Een 20-jarige werknemer heeft 60 verloonde uren in tijdvak januari. Voor dit tijdvak past u de hoge WW-premie toe. In tijdvak februari heeft hij 35 verloonde uren. Voor dit tijdvak past u de lage WW-premie toe.

Voor de toets aan de leeftijd van 21 jaar geldt de leeftijd die een werknemer had op de eerste dag van de vierwekenaangifte of maandaangifte.

3. Voor uitkeringen op grond van de werknemersverzekeringen: WW, ZW, WIA, WAO
en WAZO. Dit geldt niet alleen voor uitkeringen die UWV rechtstreeks aan de
werknemer betaalt maar ook als de werkgever de uitkering van UWV ontvangt en
aan de werknemer doorbetaalt (werkgeversbetaling). Bovendien geldt de lage
WW-premie als een werkgever eigenrisicodrager is en de uitkering zelf betaalt.
Altijd hoge WW-premie

Er zijn 2 uitzonderingen waarin u altijd de hoge WW-premie toepast:

Voor een werknemer die een uitzendovereenkomst met een uitzendbeding heeft. Er is dan geen sprake van een arbeidsovereenkomst voor onbepaalde tijd.
Voor een werknemer met een fictieve dienstbetrekking.
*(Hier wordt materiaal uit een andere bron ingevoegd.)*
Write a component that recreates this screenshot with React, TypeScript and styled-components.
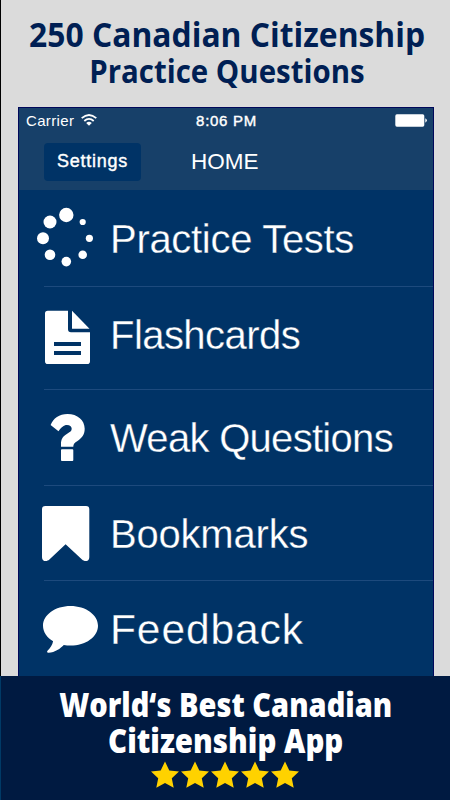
import React from "react";
import styled, { createGlobalStyle } from "styled-components";

const GlobalStyle = createGlobalStyle`
  * { box-sizing: border-box; }
  body { margin: 0; background: #dbdbdb; }
`;

const Page = styled.main`
  width: 450px;
  height: 800px;
  display: flex;
  flex-direction: column;
  overflow: hidden;
  background: #dbdbdb;
  color: #fff;
`;

const Upper = styled.div`
  height: 676px;
  border-left: 1px solid #000;
  padding: 0 16px 0 17px;
`;

const Headline = styled.h1`
  margin: 0;
  height: 107px;
  padding-top: 15px;
  display: flex;
  flex-direction: column;
  align-items: center;
  color: #001f54;
`;

const Banner = styled.footer`
  height: 124px;
  padding: 11px 1px 0 0;
  display: flex;
  flex-direction: column;
  align-items: center;
  background: #001a41;
  border-left: 1px solid #003a66;
`;

const PromoLine = styled.span<{ $size: number; $weight: number; $scale: number; $height: number; $shift?: number }>`
  font-family: "Open Sans", "Noto Sans", sans-serif;
  font-size: ${(p) => p.$size}px;
  font-weight: ${(p) => p.$weight};
  line-height: ${(p) => p.$height}px;
  white-space: nowrap;
  transform: translateX(${(p) => p.$shift ?? 0}px) scaleX(${(p) => p.$scale});
`;

const Phone = styled.section`
  height: 569px;
  border: 1px solid #00085a;
  border-bottom: 0;
  background: #003366;
  font-family: "Liberation Sans", Arial, sans-serif;
`;

const Header = styled.header`
  height: 82px;
  background: #174069;
`;

const StatusBar = styled.div`
  height: 27px;
  padding: 0 6px 2px 7px;
  display: grid;
  grid-template-columns: 1fr auto 1fr;
  align-items: center;
  font-size: 15px;
`;

const Carrier = styled.div`
  display: flex;
  align-items: center;
  gap: 7px;
  letter-spacing: 0.35px;

  svg { margin-top: -1px; }
`;

const Clock = styled.div`
  font-size: 15px;
  letter-spacing: 0.7px;
  -webkit-text-stroke: 0.4px #fff;
`;

const Battery = styled.svg`
  justify-self: end;
`;

const NavBar = styled.div`
  height: 55px;
  padding: 8px 0 0 25px;
  display: flex;
  align-items: flex-start;
  gap: 50px;
`;

const SettingsButton = styled.button`
  width: 97px;
  height: 38px;
  padding: 0 0 1px;
  border: 0;
  border-radius: 4px;
  background: #003366;
  color: #fff;
  font: 18px "Liberation Sans", Arial, sans-serif;
  letter-spacing: 0.75px;
  -webkit-text-stroke: 0.4px #fff;
`;

const Title = styled.h2`
  margin: 0;
  font-size: 22.5px;
  font-weight: 400;
  line-height: 38px;
`;

const Row = styled.div<{ $height: number }>`
  height: ${(p) => p.$height}px;
  display: flex;
  align-items: center;
  background: linear-gradient(#1d4a7d, #1d4a7d) 25px 100% / 100% 1px no-repeat;

  &:last-child { background: none; }
`;

const IconCell = styled.svg`
  flex: none;
  width: 91px;
  height: 100%;
  fill: #fff;
`;

const Label = styled.span<{ $size: number; $spacing: number; $drop: number }>`
  font-size: ${(p) => p.$size}px;
  letter-spacing: ${(p) => p.$spacing}px;
  line-height: 48px;
  white-space: nowrap;
  margin-top: ${(p) => p.$drop}px;
  -webkit-text-stroke: 0.3px #003366;
`;

const Stars = styled.div`
  display: flex;
  gap: 2px;
  margin-top: 3px;
`;

const TestsIcon = () => (
  <>
    <circle cx="66.3" cy="215" r="7.2" />
    <circle cx="50" cy="222" r="6.5" />
    <circle cx="43" cy="238.3" r="6" />
    <circle cx="50" cy="254.7" r="5.3" />
    <circle cx="66.3" cy="261.6" r="4.8" />
    <circle cx="82.7" cy="254.7" r="4.3" />
    <circle cx="89.4" cy="238.3" r="3.6" />
    <circle cx="82.7" cy="222" r="3.1" />
  </>
);

const FileIcon = () => (
  <>
    <path
      fillRule="evenodd"
      d="M47.8 310.7H68V329.3Q68 332.3 71 332.3H90V361.2Q90 364 87.2 364H47.8Q45 364 45 361.2V313.5Q45 310.7 47.8 310.7ZM54 342V346H81V342ZM54 351V355H81V351Z"
    />
    <path d="M72 310.8L89.5 328.8H72Z" />
  </>
);

const QuestionIcon = () => (
  <path d="M50.6 425C53.3 418.4 59.3 414 67.5 414C77.5 414 84.7 420.2 84.7 428.8C84.7 435.2 81.4 438.4 77.5 440.9C74.5 442.8 73.3 443.9 73.3 446.7H61V444.2C61 439.5 62.6 436.4 66.8 434C70.2 432 71.7 430.9 71.7 428.8C71.7 426.6 69.8 425 67 425C63.5 425 61.6 427.3 58.5 431.2ZM61.9 449.3H72.4Q73.3 449.3 73.3 450.2V460.1Q73.3 461 72.4 461H61.9Q61 461 61 460.1V450.2Q61 449.3 61.9 449.3Z" />
);

const BookmarkIcon = () => (
  <path d="M45.4 506H86Q89.3 506 89.3 509.2V557.2C89.3 561.2 85 562.3 82 559.6L65.6 544.3L49.4 559.6C46.4 562.3 42 561.2 42 557.2V509.2Q42 506 45.4 506Z" />
);

const CommentIcon = () => (
  <path d="M70.5 606C85.7 606 98 614.8 98 625.7C98 636.8 85.7 645.6 70.5 645.6C68.2 645.6 66 645.4 63.8 645C60.6 648.4 55 652.5 48.5 652.8C46.9 652.9 46.7 651.7 47.7 650.6C50.4 647.6 52.3 645 53.1 641.2C47 637.6 43 632 43 625.7C43 614.8 55.3 606 70.5 606Z" />
);

const menu = [
  { text: "Practice Tests", Icon: TestsIcon, top: 190, height: 97, size: 40, spacing: -0.3, drop: 1 },
  { text: "Flashcards", Icon: FileIcon, top: 287, height: 103, size: 40, spacing: -0.55, drop: -7 },
  { text: "Weak Questions", Icon: QuestionIcon, top: 390, height: 96, size: 40, spacing: -0.7, drop: 0 },
  { text: "Bookmarks", Icon: BookmarkIcon, top: 486, height: 95, size: 40, spacing: -0.2, drop: 1 },
  { text: "Feedback", Icon: CommentIcon, top: 581, height: 95, size: 42.5, spacing: 0.9, drop: 3 },
];

const Star = () => (
  <svg width="28" height="27" viewBox="0 0 28 27" fill="#ffd200">
    <path d="M14 .5L18.3 9.5L28 10.6L20.8 17.2L22.7 26.8L14 22L5.3 26.8L7.2 17.2L0 10.6L9.7 9.5Z" />
  </svg>
);

export default function App() {
  return (
    <>
      <GlobalStyle />
      <Page>
        <Upper>
          <Headline>
            <PromoLine $size={34} $weight={700} $scale={0.936} $height={38} $shift={1.5}>250 Canadian Citizenship</PromoLine>
            <PromoLine $size={33} $weight={700} $scale={0.892} $height={35} $shift={0.5}>Practice Questions</PromoLine>
          </Headline>
          <Phone>
            <Header>
              <StatusBar>
                <Carrier>
                  Carrier
                  <svg width="16" height="12" viewBox="0 0 16 12" fill="none" stroke="#fff" strokeWidth="1.8">
                    <path d="M.7 4.2Q8-2.3 15.3 4.2M3.3 7Q8 2.8 12.7 7" />
                    <path d="M5.2 8.9Q8 6.7 10.8 8.9L8 11.8Z" fill="#fff" stroke="none" />
                  </svg>
                </Carrier>
                <Clock>8:06 PM</Clock>
                <Battery width="32" height="13" viewBox="0 0 32 13" fill="#fff">
                  <rect x=".3" y=".3" width="29" height="12.4" rx="1.6" />
                  <path d="M30.3 4.3Q33.5 6.5 30.3 8.7Z" />
                </Battery>
              </StatusBar>
              <NavBar>
                <SettingsButton>Settings</SettingsButton>
                <Title>HOME</Title>
              </NavBar>
            </Header>
            {menu.map(({ text, Icon, top, height, size, spacing, drop }) => (
              <Row key={text} $height={height}>
                <IconCell viewBox={`19 ${top} 91 ${height}`}>
                  <Icon />
                </IconCell>
                <Label $size={size} $spacing={spacing} $drop={drop}>{text}</Label>
              </Row>
            ))}
          </Phone>
        </Upper>
        <Banner>
          <PromoLine $size={33} $weight={800} $scale={0.878} $height={36} $shift={1}>World‘s Best Canadian</PromoLine>
          <PromoLine $size={33} $weight={800} $scale={0.893} $height={35} $shift={1}>Citizenship App</PromoLine>
          <Stars>
            {[0, 1, 2, 3, 4].map((n) => <Star key={n} />)}
          </Stars>
        </Banner>
      </Page>
    </>
  );
}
Bij een fictieve dienstbetrekking is geen sprake van een arbeidsovereenkomst zoals bedoeld in artikel 3 Werkloosheidswet.
Let op!

Voor een werknemer die jonger is dan 21 jaar met maximaal 48 verloonde uren per vierwekenaangifte of 52 verloonde uren per maandaangifte, geldt altijd de lage WW-premie. Ook als deze werknemer een fictieve dienstbetrekking heeft.